Di sana kemudian Alfira mengingat dan membaca lagi morfologi tumbuhan yang biasanya menjadi bahan obatan herbal. Kemudian mengekplorasi lebih banyak lagi soal ecoprint agar benar-benar tahu cara dan tips-nya agar bisa menghasilkan bahan fashion yang unik, menarik dan laku jika dijual.
Bisa dibayangkan daun-daun yang banyak sekali spesiesnya itu menjadi limbah karena berguguran dari pohonnya. Dibersihkan begitu saja karena menjadi sampah, tetapi bagi Alfira itu merupakan jadi bahan untuk membuat pola dari setiap kain yang akan dihasilkannya kemudian.
Saya pun kembali mengingat memori bahwa di SD dulu banyak varian daun yang sengaja diteliti untuk melihat perbedaannya satu sama lain. Ya, pelajaran IPA ternyata bisa jadi modal membangun bisnis seperti yang dilakukan Alfira kini.
Apa yang Unik dari Semilir Ecoprint?
Semilir Ecoprint pun hadir di tahun 2018 karena kegigihannya dalam bisnis fashion. Mengambil nama Semilir ternyata karena berangkat dari bahasa Jawa yaitu silir yang berarti angin yang menyejukkan. Nah, harapannya bahwa Semilir Ecoprint ini hadir memberikan kesejukan bagi siapa saja yang terlibat. Tak hanya untuk manusianya tetapi juga bagi dunia fashion dan budaya di lingkungannya.

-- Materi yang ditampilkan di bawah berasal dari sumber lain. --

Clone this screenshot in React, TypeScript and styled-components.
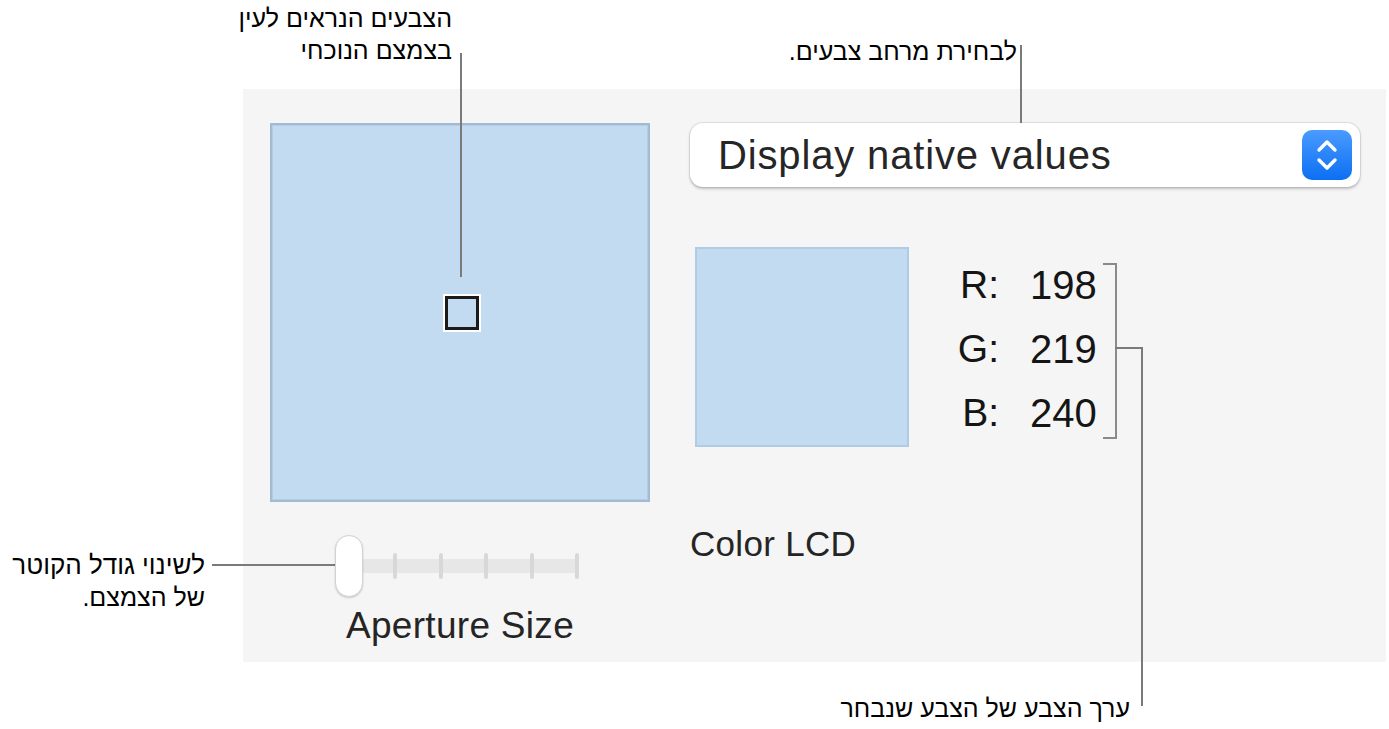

“Tetangga saya, ibu-ibu rumah tangga, juga turut serta dalam produksi. Bahkan, mereka menanam tanaman yang nantinya bisa digunakan untuk pola ecoprint,” Ucap Alfira saat diwawancarai blogger Farida.
Semilir Ecoprint itu hadir dengan teknik cetak sederhana dan menggunakan bahan alam. Makanya hasilnya unik dan motifnya bisa berbeda dari satu dan lainnya. Kalau pun sama, tidak akan sama persis. Nilai jualnya juga sangat tinggi karena teknik sederhana itu. Wajar jika orang di sekeliling Alfira pun ikut dalam tumbuhnya bisnis Semilir Ecoprint.
Menggunakan Kain Lantung akhirnya menjadi pilihan setelah setahun Semilir Ecoprint berjalan. Hal ini karena Kain Lantung menjadi warisan budaya yang harus dilestarikan. Konon saat masa penjajahan Jepang, kain Lantung ini menjadi pakaian orang-orang dahulu karena fashion belum seperti sekarang.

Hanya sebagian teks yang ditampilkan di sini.